Belonging, for you, is practice, not place.
That’s why being abroad can feel honest. There’s no pressure to perform the fixed version of yourself that your childhood room might remember.
You belong because you’re present, generous, and curious, not because everyone shares your backstory.
Try this: Build a “belonging kit” you can deploy anywhere: a few phrases, a gratitude habit (tip well, thank specifically), and a small ritual (return your dishes, stack your tray, hold the door). It’s amazing how fast communities welcome consistent kindness.
7. You turn experiences into meaning
Plenty of people collect photos. You collect stories—and you use them. You notice how a missed train softened your perfectionism.
You realize the elderly baker’s daily rhythm taught you something about patience. You capture these patterns and feed them back into your life at home.
That reflective loop is what keeps the “abroad version” of you alive on ordinary Tuesdays. You don’t just chase difference; you metabolize it.

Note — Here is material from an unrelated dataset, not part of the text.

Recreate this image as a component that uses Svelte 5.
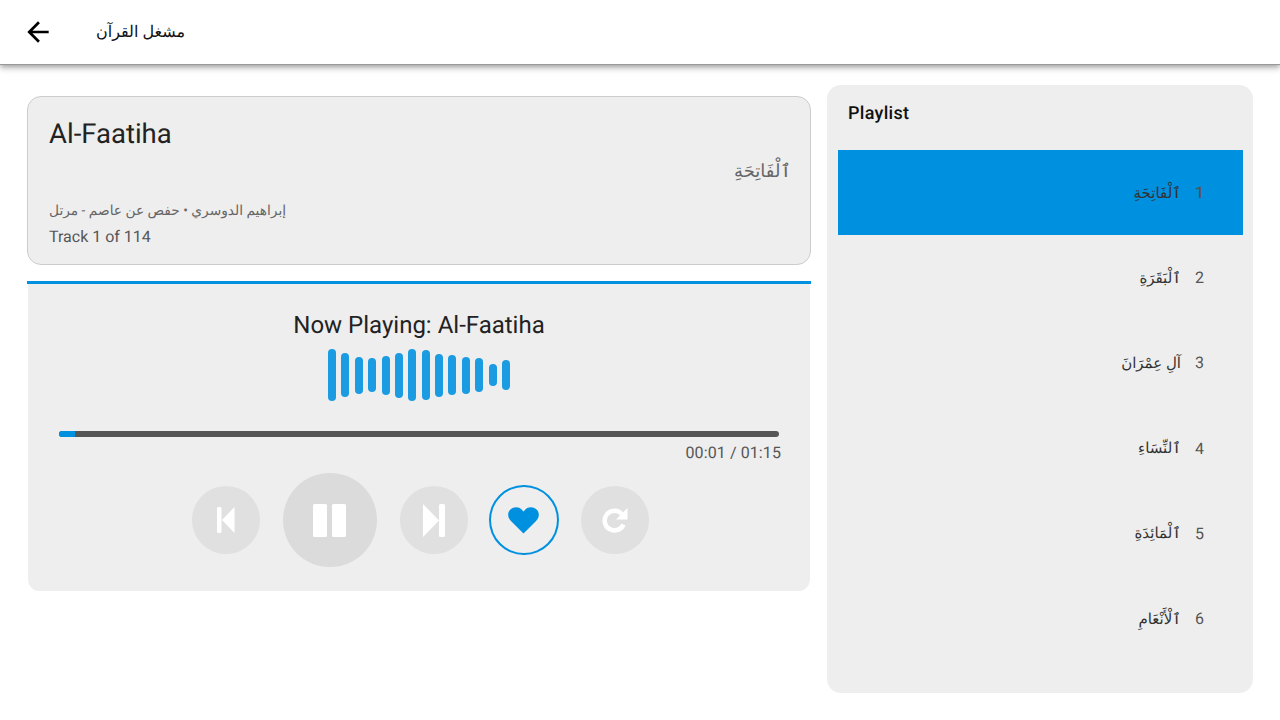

Try this: End each day with a two-line journal prompt: “Today I learned…” and “So tomorrow I will…” Over time, you’ll build a bridge between your traveling self and your home self—no plane ticket required.
Putting it together
If you’ve felt more you abroad, you’re not imagining it.

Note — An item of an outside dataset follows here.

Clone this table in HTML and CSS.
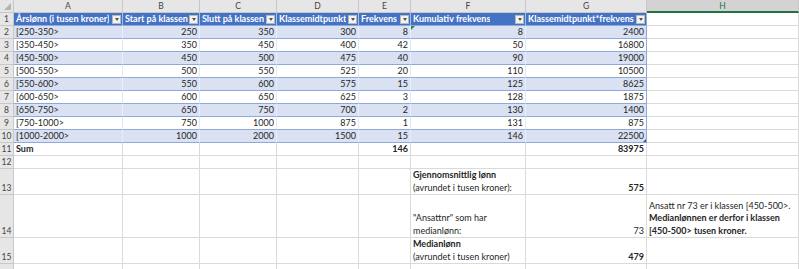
FILE: index.html
```html
<!DOCTYPE html>
<html lang="no">
<head>
<meta charset="utf-8">
<title>Lønnsfordeling</title>
<link rel="stylesheet" href="styles.css">
</head>
<body>
<div class="sheet">
  <!-- column headers -->
  <div class="corner"><span class="corner-tri"></span></div>
  <div class="ch">A</div><div class="ch">B</div><div class="ch">C</div><div class="ch">D</div><div class="ch">E</div><div class="ch">F</div><div class="ch">G</div><div class="ch ch-active">H</div>

  <!-- row 1 -->
  <div class="rh">1</div>
  <div class="c th"><span class="tt">Årslønn (i tusen kroner)</span><span class="flt"></span></div>
  <div class="c th"><span class="tt">Start på klassen</span><span class="flt"></span></div>
  <div class="c th"><span class="tt">Slutt på klassen</span><span class="flt"></span></div>
  <div class="c th"><span class="tt">Klassemidtpunkt</span><span class="flt"></span></div>
  <div class="c th"><span class="tt">Frekvens</span><span class="flt"></span></div>
  <div class="c th"><span class="tt">Kumulativ frekvens</span><span class="flt"></span></div>
  <div class="c th last"><span class="tt">Klassemidtpunkt*frekvens</span><span class="flt"></span></div>
  <div class="c"></div>

  <!-- row 2 -->
  <div class="rh">2</div>
  <div class="c b">[250-350&gt;</div><div class="c b r">250</div><div class="c b r">350</div><div class="c b r">300</div><div class="c b r">8</div><div class="c b r"><span class="err"></span>8</div><div class="c b r last">2400</div><div class="c"></div>
  <!-- row 3 -->
  <div class="rh">3</div>
  <div class="c w">[350-450&gt;</div><div class="c w r">350</div><div class="c w r">450</div><div class="c w r">400</div><div class="c w r">42</div><div class="c w r">50</div><div class="c w r last">16800</div><div class="c"></div>
  <!-- row 4 -->
  <div class="rh">4</div>
  <div class="c b">[450-500&gt;</div><div class="c b r">450</div><div class="c b r">500</div><div class="c b r">475</div><div class="c b r">40</div><div class="c b r">90</div><div class="c b r last">19000</div><div class="c"></div>
  <!-- row 5 -->
  <div class="rh">5</div>
  <div class="c w">[500-550&gt;</div><div class="c w r">500</div><div class="c w r">550</div><div class="c w r">525</div><div class="c w r">20</div><div class="c w r">110</div><div class="c w r last">10500</div><div class="c"></div>
  <!-- row 6 -->
  <div class="rh">6</div>
  <div class="c b">[550-600&gt;</div><div class="c b r">550</div><div class="c b r">600</div><div class="c b r">575</div><div class="c b r">15</div><div class="c b r">125</div><div class="c b r last">8625</div><div class="c"></div>
  <!-- row 7 -->
  <div class="rh">7</div>
  <div class="c w">[600-650&gt;</div><div class="c w r">600</div><div class="c w r">650</div><div class="c w r">625</div><div class="c w r">3</div><div class="c w r">128</div><div class="c w r last">1875</div><div class="c"></div>
  <!-- row 8 -->
  <div class="rh">8</div>
  <div class="c b">[650-750&gt;</div><div class="c b r">650</div><div class="c b r">750</div><div class="c b r">700</div><div class="c b r">2</div><div class="c b r">130</div><div class="c b r last">1400</div><div class="c"></div>
  <!-- row 9 -->
  <div class="rh">9</div>
  <div class="c w">[750-1000&gt;</div><div class="c w r">750</div><div class="c w r">1000</div><div class="c w r">875</div><div class="c w r">1</div><div class="c w r">131</div><div class="c w r last">875</div><div class="c"></div>
  <!-- row 10 -->
  <div class="rh">10</div>
  <div class="c b">[1000-2000&gt;</div><div class="c b r">1000</div><div class="c b r">2000</div><div class="c b r">1500</div><div class="c b r">15</div><div class="c b r">146</div><div class="c b r last">22500<span class="handle"></span></div><div class="c"></div>
  <!-- row 11 -->
  <div class="rh">11</div>
  <div class="c bold">Sum</div><div class="c"></div><div class="c"></div><div class="c"></div><div class="c r bold">146</div><div class="c"></div><div class="c r bold">83975</div><div class="c"></div>
  <!-- row 12 -->
  <div class="rh">12</div>
  <div class="c"></div><div class="c"></div><div class="c"></div><div class="c"></div><div class="c"></div><div class="c"></div><div class="c"></div><div class="c"></div>
  <!-- row 13 -->
  <div class="rh">13</div>
  <div class="c"></div><div class="c"></div><div class="c"></div><div class="c"></div><div class="c"></div>
  <div class="c wrap"><span class="ln bold">Gjennomsnittlig lønn</span><span class="ln">(avrundet i tusen kroner):</span></div>
  <div class="c r bold">575</div><div class="c"></div>
  <!-- row 14 -->
  <div class="rh">14</div>
  <div class="c"></div><div class="c"></div><div class="c"></div><div class="c"></div><div class="c"></div>
  <div class="c wrap"><span class="ln">"Ansattnr" som har</span><span class="ln">medianlønn:</span></div>
  <div class="c r">73</div>
  <div class="c wrap"><span class="ln">Ansatt nr 73 er i klassen [450-500&gt;.</span><span class="ln bold">Medianlønnen er derfor i klassen</span><span class="ln bold">[450-500&gt; tusen kroner.</span></div>
  <!-- row 15 -->
  <div class="rh">15</div>
  <div class="c"></div><div class="c"></div><div class="c"></div><div class="c"></div><div class="c"></div>
  <div class="c wrap"><span class="ln bold">Medianlønn</span><span class="ln">(avrundet i tusen kroner)</span></div>
  <div class="c r bold">479</div><div class="c"></div>
  <!-- row 16 (only its top edge is in view) -->
  <div class="rh"></div>
  <div class="c"></div><div class="c"></div><div class="c"></div><div class="c"></div><div class="c"></div><div class="c"></div><div class="c"></div><div class="c"></div>
</div>
</body>
</html>
```
FILE: styles.css
```css
html, body {
  margin: 0;
  padding: 0;
  background: #ffffff;
  overflow: hidden;
}

.sheet {
  display: grid;
  grid-template-columns: 14px 109px 77px 77px 82px 52px 115px 121px 152px;
  grid-template-rows: 13px repeat(12, 13px) 26px 43px 26px 13px;
  width: 799px;
  height: 269px;
  overflow: hidden;
  font-family: Lato, "Open Sans", "Liberation Sans", sans-serif;
  font-size: 9px;
  color: #262626;
}

.sheet > div {
  box-sizing: border-box;
  position: relative;
  white-space: nowrap;
}

.corner {
  background: #e6e6e6;
  border-right: 1px solid #c8c8c8;
  border-bottom: 1px solid #c8c8c8;
}

.corner-tri {
  position: absolute;
  right: 2px;
  bottom: 2px;
  width: 0;
  height: 0;
  border-left: 7px solid transparent;
  border-bottom: 7px solid #b4b4b4;
}

.ch {
  background: #e6e6e6;
  color: #444444;
  border-right: 1px solid #c8c8c8;
  border-bottom: 1px solid #c8c8c8;
  display: flex;
  align-items: center;
  justify-content: center;
  font-size: 8.5px;
  line-height: 12px;
}

.ch-active {
  background: #d3d3d3;
  color: #217346;
  border-bottom: 2px solid #217346;
}

.rh {
  background: #e6e6e6;
  color: #444444;
  border-right: 1px solid #c8c8c8;
  border-bottom: 1px solid #c8c8c8;
  display: flex;
  align-items: flex-end;
  justify-content: center;
  font-size: 8.5px;
  line-height: 12px;
}

.c {
  border-right: 1px solid #dadada;
  border-bottom: 1px solid #dadada;
  display: flex;
  align-items: flex-end;
  padding: 0 2px;
  line-height: 12px;
}

.r {
  justify-content: flex-end;
}

.bold {
  font-weight: 700;
}

.wrap {
  flex-direction: column;
  justify-content: flex-end;
  align-items: flex-start;
  line-height: 12.5px;
}

.ln {
  display: block;
}

.th {
  background: #4472c4;
  color: #ffffff;
  font-weight: 700;
  border-right: 1px solid #a9bfe6;
  border-bottom: 1px solid #8eaadb;
  justify-content: space-between;
  align-items: center;
  padding-right: 1px;
}

.tt {
  overflow: hidden;
}

.flt {
  flex: none;
  width: 9px;
  height: 9px;
  box-sizing: border-box;
  background: #f2f2f2;
  border: 1px solid #b8b8b8;
  position: relative;
}

.flt::after {
  content: "";
  position: absolute;
  left: 1.5px;
  top: 2.5px;
  border-left: 2.5px solid transparent;
  border-right: 2.5px solid transparent;
  border-top: 3px solid #555555;
}

.b {
  background: #d9e1f2;
  border-right: 1px solid #e9eef8;
  border-bottom: 1px solid #8eaadb;
}

.w {
  background: #ffffff;
  border-right: 1px solid #e4e8f0;
  border-bottom: 1px solid #8eaadb;
}

.last {
  border-right: 1px solid #8eaadb;
}

.err {
  position: absolute;
  left: 0;
  top: 0;
  width: 0;
  height: 0;
  border-top: 4px solid #2a8c3c;
  border-right: 4px solid transparent;
}

.handle {
  position: absolute;
  right: 0;
  bottom: 0;
  width: 0;
  height: 0;
  border-left: 3px solid transparent;
  border-bottom: 3px solid #2f5597;
}
```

You likely have a healthy dose of openness, flexible identity boundaries, a strong sense of agency, language attunement, comfort with productive discomfort, belonging on your own terms, and a meaning-making habit.
Those aren’t vacation tricks. They’re durable traits you can train.
When everyday life starts to feel narrow, I revisit the reminders that keep those muscles awake: Twain’s nudge toward broader views, the philosopher’s prompt about language and world-size, and that stack of studies showing we really do change with exposure to difference.
They’re guardrails when routine tries to shrink me back down.
And if you’re wondering where to begin, start small and close:
The “abroad you” isn’t a different person. It’s the same you, given the right conditions to breathe.
Bring a little of those conditions home, and watch how your life expands to fit you—everyday, not just overseas.